### GIVEN PROBLEM
Without the pictures, can you quote each line below exactly?

### DATA SHOWN
━━━━━━━━

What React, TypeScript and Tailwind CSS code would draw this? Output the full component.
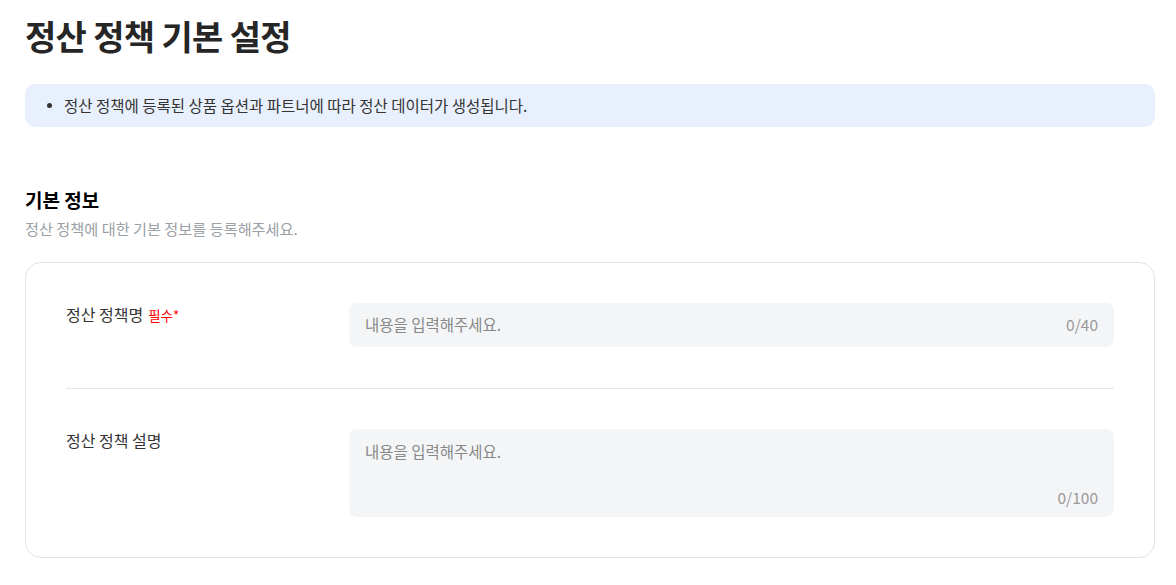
const font = { fontFamily: '"Noto Sans CJK KR", "Noto Sans", sans-serif' };

const Field = ({
  label,
  required,
  max,
  multiline,
}: {
  label: string;
  required?: boolean;
  max: number;
  multiline?: boolean;
}) => (
  <div className="flex">
    <div className="w-[283px] shrink-0 text-[16px] leading-[22px] text-[#333]">
      {label}
      {required && (
        <span className="ml-[5px] text-[13.5px] text-[#ff0000]">필수*</span>
      )}
    </div>
    {multiline ? (
      <div className="flex-1 h-[88px] rounded-lg bg-[#f4f5f7] px-4 pt-[11px] pb-[9px] flex flex-col justify-between text-[15.5px] leading-[22px]">
        <span className="text-[#888]">내용을 입력해주세요.</span>
        <span className="self-end text-[#999]">0/{max}</span>
      </div>
    ) : (
      <div className="flex-1 h-[44px] rounded-lg bg-[#f4f5f7] px-4 flex items-center justify-between text-[15.5px]">
        <span className="text-[#888]">내용을 입력해주세요.</span>
        <span className="text-[#999]">0/{max}</span>
      </div>
    )}
  </div>
);

export default function App() {
  return (
    <div className="min-h-screen bg-white pl-[25px] pr-[21px] pt-[12px] pb-8" style={font}>
      <h1 className="text-[34px] font-bold text-[#262626] tracking-[-0.02em] leading-[48px]">
        정산 정책 기본 설정
      </h1>

      <div className="mt-[24px] h-[43px] rounded-[10px] bg-[#e9f0fd] flex items-center pl-[22px] gap-[12px]">
        <span className="w-[5px] h-[5px] rounded-full bg-[#333]" />
        <span className="text-[15.5px] text-[#333]">
          정산 정책에 등록된 상품 옵션과 파트너에 따라 정산 데이터가 생성됩니다.
        </span>
      </div>

      <h2 className="mt-[59px] text-[19px] font-bold text-black leading-[28px]">
        기본 정보
      </h2>
      <p className="mt-[3px] text-[15.2px] leading-[22px] text-[#9aa0a6]">
        정산 정책에 대한 기본 정보를 등록해주세요.
      </p>

      <div className="mt-[23px] rounded-2xl border border-[#e3e3e3] px-[40px] pt-[40px] pb-[40px]">
        <Field label="정산 정책명" required max={40} />
        <div className="mt-[41px] mb-[40px] h-px bg-[#e5e5e5]" />
        <Field label="정산 정책 설명" max={100} multiline />
      </div>
    </div>
  );
}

━━━━━━━━

### SOLUTION FOR THIS EXERCISE
What React, TypeScript and Tailwind CSS code would draw this? Output the full component.
const font = { fontFamily: '"Noto Sans CJK KR", "Noto Sans", sans-serif' };

const Field = ({
  label,
  required,
  max,
  multiline,
}: {
  label: string;
  required?: boolean;
  max: number;
  multiline?: boolean;
}) => (
  <div className="flex">
    <div className="w-[283px] shrink-0 text-[16px] leading-[22px] text-[#333]">
      {label}
      {required && (
        <span className="ml-[5px] text-[13.5px] text-[#ff0000]">필수*</span>
      )}
    </div>
    {multiline ? (
      <div className="flex-1 h-[88px] rounded-lg bg-[#f4f5f7] px-4 pt-[11px] pb-[9px] flex flex-col justify-between text-[15.5px] leading-[22px]">
        <span className="text-[#888]">내용을 입력해주세요.</span>
        <span className="self-end text-[#999]">0/{max}</span>
      </div>
    ) : (
      <div className="flex-1 h-[44px] rounded-lg bg-[#f4f5f7] px-4 flex items-center justify-between text-[15.5px]">
        <span className="text-[#888]">내용을 입력해주세요.</span>
        <span className="text-[#999]">0/{max}</span>
      </div>
    )}
  </div>
);

export default function App() {
  return (
    <div className="min-h-screen bg-white pl-[25px] pr-[21px] pt-[12px] pb-8" style={font}>
      <h1 className="text-[34px] font-bold text-[#262626] tracking-[-0.02em] leading-[48px]">
        정산 정책 기본 설정
      </h1>

      <div className="mt-[24px] h-[43px] rounded-[10px] bg-[#e9f0fd] flex items-center pl-[22px] gap-[12px]">
        <span className="w-[5px] h-[5px] rounded-full bg-[#333]" />
        <span className="text-[15.5px] text-[#333]">
          정산 정책에 등록된 상품 옵션과 파트너에 따라 정산 데이터가 생성됩니다.
        </span>
      </div>

      <h2 className="mt-[59px] text-[19px] font-bold text-black leading-[28px]">
        기본 정보
      </h2>
      <p className="mt-[3px] text-[15.2px] leading-[22px] text-[#9aa0a6]">
        정산 정책에 대한 기본 정보를 등록해주세요.
      </p>

      <div className="mt-[23px] rounded-2xl border border-[#e3e3e3] px-[40px] pt-[40px] pb-[40px]">
        <Field label="정산 정책명" required max={40} />
        <div className="mt-[41px] mb-[40px] h-px bg-[#e5e5e5]" />
        <Field label="정산 정책 설명" max={100} multiline />
      </div>
    </div>
  );
}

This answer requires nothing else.